■ **WHAT THE TASK REQUIRES**: Type out the complete listing below word for word, without its pictures.

■ **DATA EXCERPT**:

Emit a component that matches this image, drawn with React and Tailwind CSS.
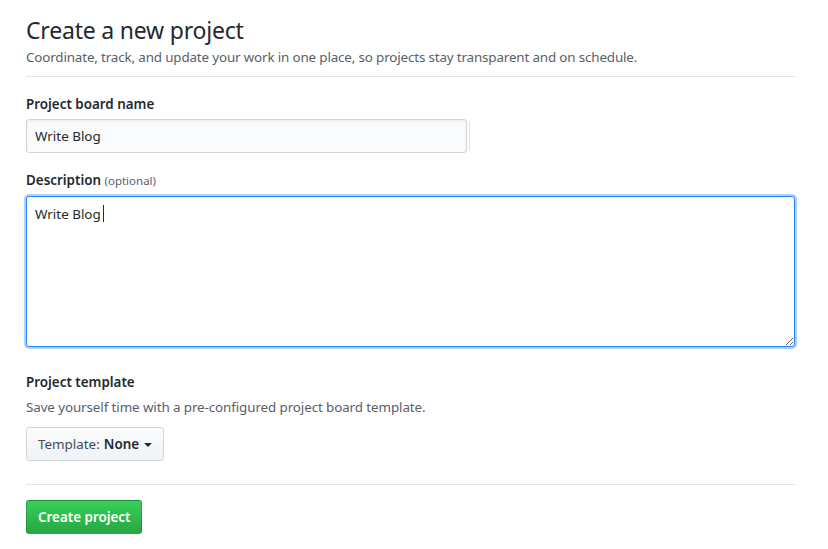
import React, { useState } from 'react';

const FONT = { fontFamily: '"Noto Sans", "Open Sans", "Liberation Sans", sans-serif' };

// GitHub "new project" form
const App = () => {
  const [name, setName] = useState('Write Blog');
  const [desc, setDesc] = useState('Write Blog ');

  return (
    <div className="min-h-[549px] w-[828px] bg-white text-[#24292e]" style={FONT}>
      <div className="ml-[26px] w-[769px] pt-[14px]">
        {/* Header */}
        <div className="border-b border-[#e1e4e8] pb-[9px]">
          <h1 className="text-[23px] leading-[32px] font-normal tracking-[-0.2px]">Create a new project</h1>
          <p className="mt-[1px] text-[13.4px] leading-[20px] text-[#586069] tracking-[-0.15px]">
            Coordinate, track, and update your work in one place, so projects stay transparent and on schedule.
          </p>
        </div>

        {/* Name */}
        <div className="mt-[17px]">
          <label className="block text-[13.4px] leading-[20px] font-semibold">Project board name</label>
          <div className="mt-[5px] flex items-center">
            <input
              value={name}
              onChange={(e) => setName(e.target.value)}
              className="h-[34px] w-[441px] rounded-[3px] border border-[#d1d5da] bg-[#fafbfc] px-[8px] text-[13.4px] text-[#24292e] outline-none shadow-[inset_0_1px_2px_rgba(27,31,35,0.075)]"
              style={FONT}
            />
            <div className="ml-[2px] h-[30px] w-[1px] bg-[#dde6f2]" />
          </div>
        </div>

        {/* Description */}
        <div className="mt-[17px]">
          <label className="block text-[13.4px] leading-[20px] font-semibold">
            Description <span className="text-[11.5px] font-normal text-[#586069]">(optional)</span>
          </label>
          <div className="relative mt-[5px]">
            <textarea
              value={desc}
              onChange={(e) => setDesc(e.target.value)}
              className="block h-[151px] w-[769px] resize-y rounded-[3px] border border-[#2188ff] bg-white px-[8px] py-[7px] text-[13.4px] leading-[20px] text-[#24292e] outline-none shadow-[0_0_0_2px_rgba(3,102,214,0.3)]"
              style={FONT}
            />
            {/* caret */}
            <span className="pointer-events-none absolute left-[77px] top-[9px] h-[17px] w-[1px] bg-[#24292e]" />
          </div>
        </div>

        {/* Template */}
        <div className="mt-[25px]">
          <div className="text-[13.4px] leading-[20px] font-semibold">Project template</div>
          <p className="mt-[5px] text-[13.4px] leading-[20px] text-[#586069] tracking-[-0.1px]">
            Save yourself time with a pre-configured project board template.
          </p>
          <button
            className="mt-[10px] flex h-[34px] items-center rounded-[3px] border border-[#d1d5da] bg-gradient-to-b from-[#fafbfc] to-[#eff3f6] px-[11px] text-[13.4px] text-[#24292e]"
            style={FONT}
          >
            <span className="text-[#444d56]">Template:</span>
            <span className="ml-[4px] font-semibold">None</span>
            <span className="ml-[5px] mt-[1px] h-0 w-0 border-x-[4px] border-t-[4px] border-x-transparent border-t-[#24292e]" />
          </button>
        </div>

        {/* Footer */}
        <div className="mt-[23px] border-t border-[#e1e4e8] pt-[15px]">
          <button
            className="flex h-[34px] items-center rounded-[3px] border border-[rgba(27,31,35,0.2)] bg-gradient-to-b from-[#34d058] to-[#28a745] px-[11px] text-[13.4px] font-semibold text-white"
            style={FONT}
          >
            Create project
          </button>
        </div>
      </div>
    </div>
  );
};

export default App;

■ **SOLUTION**:
Emit a component that matches this image, drawn with React and Tailwind CSS.
import React, { useState } from 'react';

const FONT = { fontFamily: '"Noto Sans", "Open Sans", "Liberation Sans", sans-serif' };

// GitHub "new project" form
const App = () => {
  const [name, setName] = useState('Write Blog');
  const [desc, setDesc] = useState('Write Blog ');

  return (
    <div className="min-h-[549px] w-[828px] bg-white text-[#24292e]" style={FONT}>
      <div className="ml-[26px] w-[769px] pt-[14px]">
        {/* Header */}
        <div className="border-b border-[#e1e4e8] pb-[9px]">
          <h1 className="text-[23px] leading-[32px] font-normal tracking-[-0.2px]">Create a new project</h1>
          <p className="mt-[1px] text-[13.4px] leading-[20px] text-[#586069] tracking-[-0.15px]">
            Coordinate, track, and update your work in one place, so projects stay transparent and on schedule.
          </p>
        </div>

        {/* Name */}
        <div className="mt-[17px]">
          <label className="block text-[13.4px] leading-[20px] font-semibold">Project board name</label>
          <div className="mt-[5px] flex items-center">
            <input
              value={name}
              onChange={(e) => setName(e.target.value)}
              className="h-[34px] w-[441px] rounded-[3px] border border-[#d1d5da] bg-[#fafbfc] px-[8px] text-[13.4px] text-[#24292e] outline-none shadow-[inset_0_1px_2px_rgba(27,31,35,0.075)]"
              style={FONT}
            />
            <div className="ml-[2px] h-[30px] w-[1px] bg-[#dde6f2]" />
          </div>
        </div>

        {/* Description */}
        <div className="mt-[17px]">
          <label className="block text-[13.4px] leading-[20px] font-semibold">
            Description <span className="text-[11.5px] font-normal text-[#586069]">(optional)</span>
          </label>
          <div className="relative mt-[5px]">
            <textarea
              value={desc}
              onChange={(e) => setDesc(e.target.value)}
              className="block h-[151px] w-[769px] resize-y rounded-[3px] border border-[#2188ff] bg-white px-[8px] py-[7px] text-[13.4px] leading-[20px] text-[#24292e] outline-none shadow-[0_0_0_2px_rgba(3,102,214,0.3)]"
              style={FONT}
            />
            {/* caret */}
            <span className="pointer-events-none absolute left-[77px] top-[9px] h-[17px] w-[1px] bg-[#24292e]" />
          </div>
        </div>

        {/* Template */}
        <div className="mt-[25px]">
          <div className="text-[13.4px] leading-[20px] font-semibold">Project template</div>
          <p className="mt-[5px] text-[13.4px] leading-[20px] text-[#586069] tracking-[-0.1px]">
            Save yourself time with a pre-configured project board template.
          </p>
          <button
            className="mt-[10px] flex h-[34px] items-center rounded-[3px] border border-[#d1d5da] bg-gradient-to-b from-[#fafbfc] to-[#eff3f6] px-[11px] text-[13.4px] text-[#24292e]"
            style={FONT}
          >
            <span className="text-[#444d56]">Template:</span>
            <span className="ml-[4px] font-semibold">None</span>
            <span className="ml-[5px] mt-[1px] h-0 w-0 border-x-[4px] border-t-[4px] border-x-transparent border-t-[#24292e]" />
          </button>
        </div>

        {/* Footer */}
        <div className="mt-[23px] border-t border-[#e1e4e8] pt-[15px]">
          <button
            className="flex h-[34px] items-center rounded-[3px] border border-[rgba(27,31,35,0.2)] bg-gradient-to-b from-[#34d058] to-[#28a745] px-[11px] text-[13.4px] font-semibold text-white"
            style={FONT}
          >
            Create project
          </button>
        </div>
      </div>
    </div>
  );
};

export default App;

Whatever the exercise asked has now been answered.